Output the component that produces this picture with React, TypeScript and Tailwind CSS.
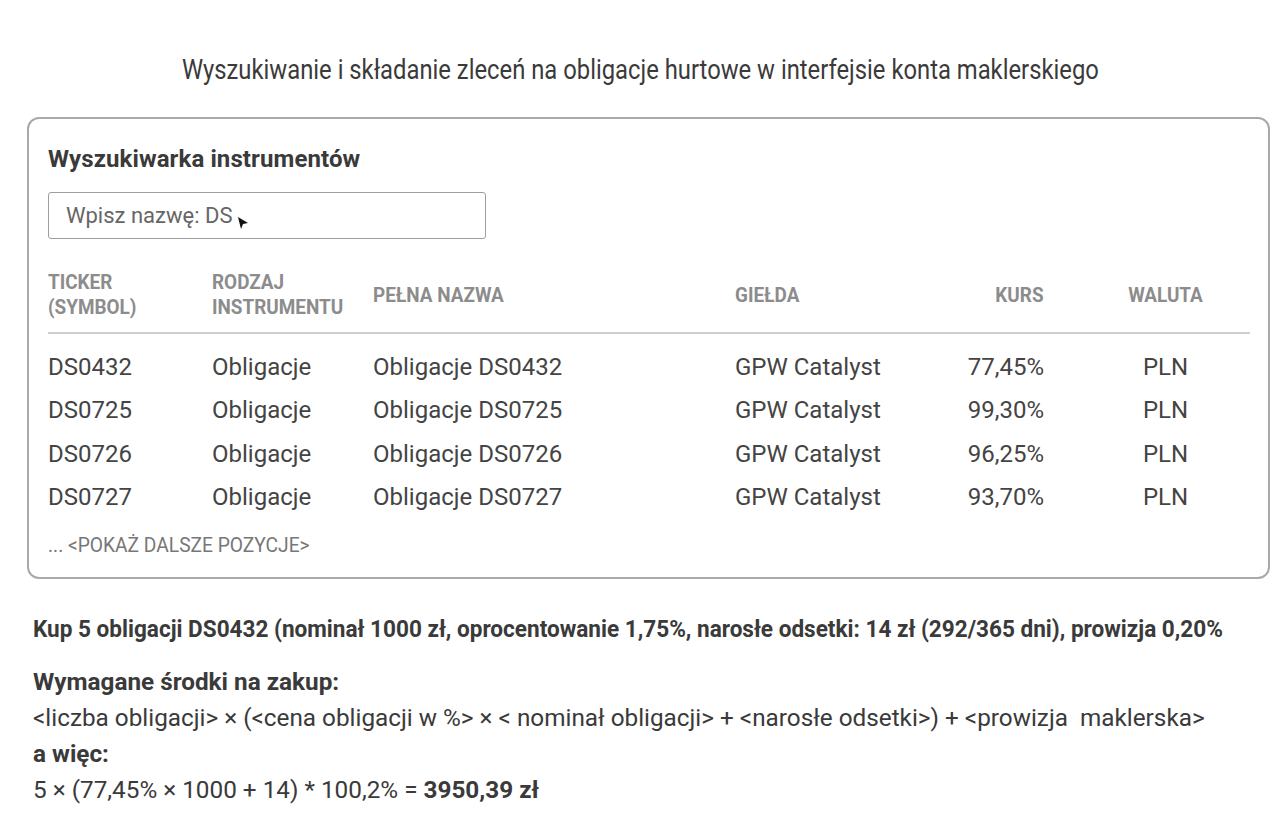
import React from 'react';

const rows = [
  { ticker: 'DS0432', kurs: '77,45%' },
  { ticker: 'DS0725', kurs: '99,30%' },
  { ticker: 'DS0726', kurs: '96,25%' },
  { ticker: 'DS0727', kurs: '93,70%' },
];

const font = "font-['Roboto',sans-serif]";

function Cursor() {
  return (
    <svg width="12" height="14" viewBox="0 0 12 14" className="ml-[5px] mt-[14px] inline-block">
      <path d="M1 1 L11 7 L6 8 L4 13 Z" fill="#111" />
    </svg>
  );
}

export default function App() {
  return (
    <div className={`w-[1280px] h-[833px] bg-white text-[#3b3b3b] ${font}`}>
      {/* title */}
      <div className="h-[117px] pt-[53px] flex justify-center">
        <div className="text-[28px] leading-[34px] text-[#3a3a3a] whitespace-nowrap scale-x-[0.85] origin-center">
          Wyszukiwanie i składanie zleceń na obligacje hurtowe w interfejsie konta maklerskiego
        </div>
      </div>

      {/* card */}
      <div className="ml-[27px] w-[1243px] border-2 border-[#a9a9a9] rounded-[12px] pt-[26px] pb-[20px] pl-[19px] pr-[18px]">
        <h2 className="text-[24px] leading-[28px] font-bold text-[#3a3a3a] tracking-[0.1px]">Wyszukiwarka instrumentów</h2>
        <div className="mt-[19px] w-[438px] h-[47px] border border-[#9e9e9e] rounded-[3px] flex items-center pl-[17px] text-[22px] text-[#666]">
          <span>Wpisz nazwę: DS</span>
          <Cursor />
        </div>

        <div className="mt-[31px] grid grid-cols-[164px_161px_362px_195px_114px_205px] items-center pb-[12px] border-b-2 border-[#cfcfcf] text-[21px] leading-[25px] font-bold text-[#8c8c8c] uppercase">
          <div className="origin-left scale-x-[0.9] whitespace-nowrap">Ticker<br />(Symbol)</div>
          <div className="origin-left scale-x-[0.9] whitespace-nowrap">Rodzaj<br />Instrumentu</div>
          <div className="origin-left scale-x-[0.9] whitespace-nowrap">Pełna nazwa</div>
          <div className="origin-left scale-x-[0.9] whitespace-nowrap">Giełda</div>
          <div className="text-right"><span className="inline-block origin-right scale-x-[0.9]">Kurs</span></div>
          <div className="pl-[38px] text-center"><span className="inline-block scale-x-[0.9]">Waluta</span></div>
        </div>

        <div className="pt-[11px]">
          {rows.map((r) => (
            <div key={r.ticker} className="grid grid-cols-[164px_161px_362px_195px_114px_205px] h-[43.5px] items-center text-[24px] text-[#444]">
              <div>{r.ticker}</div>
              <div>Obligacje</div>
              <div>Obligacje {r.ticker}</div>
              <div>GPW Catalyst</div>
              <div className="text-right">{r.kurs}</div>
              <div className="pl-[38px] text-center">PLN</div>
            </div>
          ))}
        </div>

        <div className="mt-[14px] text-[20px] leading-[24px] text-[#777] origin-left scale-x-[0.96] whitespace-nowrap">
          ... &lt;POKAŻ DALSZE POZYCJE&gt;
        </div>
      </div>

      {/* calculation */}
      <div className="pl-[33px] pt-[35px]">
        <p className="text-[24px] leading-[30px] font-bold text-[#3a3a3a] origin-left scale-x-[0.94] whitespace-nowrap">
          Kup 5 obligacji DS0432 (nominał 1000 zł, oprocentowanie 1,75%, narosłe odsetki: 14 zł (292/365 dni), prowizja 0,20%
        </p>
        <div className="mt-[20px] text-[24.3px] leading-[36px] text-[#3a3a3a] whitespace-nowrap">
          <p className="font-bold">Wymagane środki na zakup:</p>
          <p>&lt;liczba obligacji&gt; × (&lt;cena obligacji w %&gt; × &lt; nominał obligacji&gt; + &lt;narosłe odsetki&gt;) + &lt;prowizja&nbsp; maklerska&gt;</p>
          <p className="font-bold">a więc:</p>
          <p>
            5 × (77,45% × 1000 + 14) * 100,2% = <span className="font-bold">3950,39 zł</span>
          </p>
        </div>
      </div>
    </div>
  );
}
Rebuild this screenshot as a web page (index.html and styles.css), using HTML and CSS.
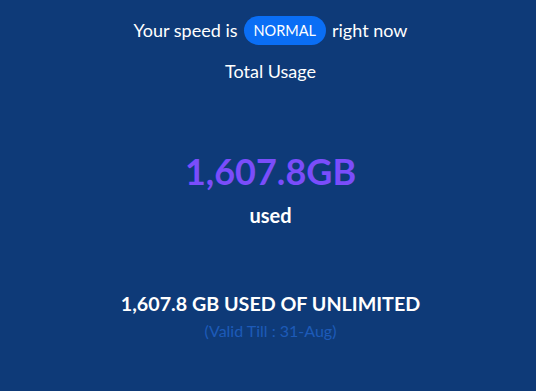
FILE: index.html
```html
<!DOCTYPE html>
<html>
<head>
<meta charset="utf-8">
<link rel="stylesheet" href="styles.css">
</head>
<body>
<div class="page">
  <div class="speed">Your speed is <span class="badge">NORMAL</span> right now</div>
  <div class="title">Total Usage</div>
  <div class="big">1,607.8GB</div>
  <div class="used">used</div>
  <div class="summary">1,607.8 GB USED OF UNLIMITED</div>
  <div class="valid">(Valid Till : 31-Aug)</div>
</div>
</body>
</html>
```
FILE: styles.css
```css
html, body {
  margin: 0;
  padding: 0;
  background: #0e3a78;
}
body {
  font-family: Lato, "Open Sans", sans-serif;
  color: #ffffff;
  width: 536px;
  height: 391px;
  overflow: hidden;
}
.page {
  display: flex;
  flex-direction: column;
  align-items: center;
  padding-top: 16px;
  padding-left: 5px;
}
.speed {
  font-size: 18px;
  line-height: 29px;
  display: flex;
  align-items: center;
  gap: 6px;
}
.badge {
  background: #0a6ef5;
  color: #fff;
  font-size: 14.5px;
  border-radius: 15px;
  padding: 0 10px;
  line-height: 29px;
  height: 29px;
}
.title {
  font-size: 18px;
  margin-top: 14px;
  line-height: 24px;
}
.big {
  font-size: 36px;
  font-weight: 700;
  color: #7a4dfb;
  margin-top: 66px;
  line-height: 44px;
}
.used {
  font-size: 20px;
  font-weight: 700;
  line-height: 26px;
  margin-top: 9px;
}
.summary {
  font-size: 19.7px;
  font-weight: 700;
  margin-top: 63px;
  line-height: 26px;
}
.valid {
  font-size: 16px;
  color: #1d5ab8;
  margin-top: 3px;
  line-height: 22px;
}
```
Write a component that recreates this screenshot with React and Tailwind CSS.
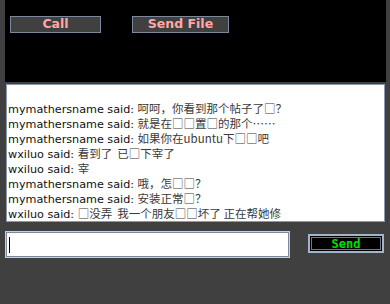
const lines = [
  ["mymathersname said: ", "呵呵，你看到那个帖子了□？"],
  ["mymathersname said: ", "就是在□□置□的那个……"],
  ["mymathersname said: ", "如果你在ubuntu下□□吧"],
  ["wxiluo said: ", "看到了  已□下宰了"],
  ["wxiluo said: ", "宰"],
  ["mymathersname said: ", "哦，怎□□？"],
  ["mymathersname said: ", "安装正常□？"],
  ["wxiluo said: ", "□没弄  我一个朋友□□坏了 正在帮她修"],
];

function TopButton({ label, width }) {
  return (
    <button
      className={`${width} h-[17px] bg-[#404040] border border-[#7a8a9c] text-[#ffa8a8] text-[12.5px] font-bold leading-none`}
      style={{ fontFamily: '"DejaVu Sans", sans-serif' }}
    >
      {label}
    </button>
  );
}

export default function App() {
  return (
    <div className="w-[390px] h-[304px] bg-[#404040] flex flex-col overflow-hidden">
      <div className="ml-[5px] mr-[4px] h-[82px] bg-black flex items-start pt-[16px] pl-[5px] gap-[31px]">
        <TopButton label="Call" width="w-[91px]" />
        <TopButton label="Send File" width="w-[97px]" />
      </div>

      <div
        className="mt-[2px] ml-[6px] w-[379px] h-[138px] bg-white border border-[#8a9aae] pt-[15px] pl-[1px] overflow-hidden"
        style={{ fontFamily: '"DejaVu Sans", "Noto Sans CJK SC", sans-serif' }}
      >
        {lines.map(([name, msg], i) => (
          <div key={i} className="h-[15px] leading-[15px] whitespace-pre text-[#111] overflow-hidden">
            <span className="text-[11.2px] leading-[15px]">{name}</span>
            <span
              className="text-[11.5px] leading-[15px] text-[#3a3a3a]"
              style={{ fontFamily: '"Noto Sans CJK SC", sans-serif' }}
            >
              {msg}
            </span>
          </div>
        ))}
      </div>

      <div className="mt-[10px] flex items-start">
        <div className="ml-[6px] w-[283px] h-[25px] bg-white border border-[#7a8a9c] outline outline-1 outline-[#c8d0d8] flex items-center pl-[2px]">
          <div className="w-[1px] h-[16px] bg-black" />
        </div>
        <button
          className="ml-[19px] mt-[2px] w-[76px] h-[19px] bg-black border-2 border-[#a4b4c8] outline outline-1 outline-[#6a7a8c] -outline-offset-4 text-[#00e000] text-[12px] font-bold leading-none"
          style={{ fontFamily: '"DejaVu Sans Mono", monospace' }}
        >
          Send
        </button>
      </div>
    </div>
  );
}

> _Set task_: From the entries above, return each line with the word "index" in it.

> _Result below_:
Rebuild this screenshot as a web page (index.html and styles.css), using HTML and CSS.
FILE: index.html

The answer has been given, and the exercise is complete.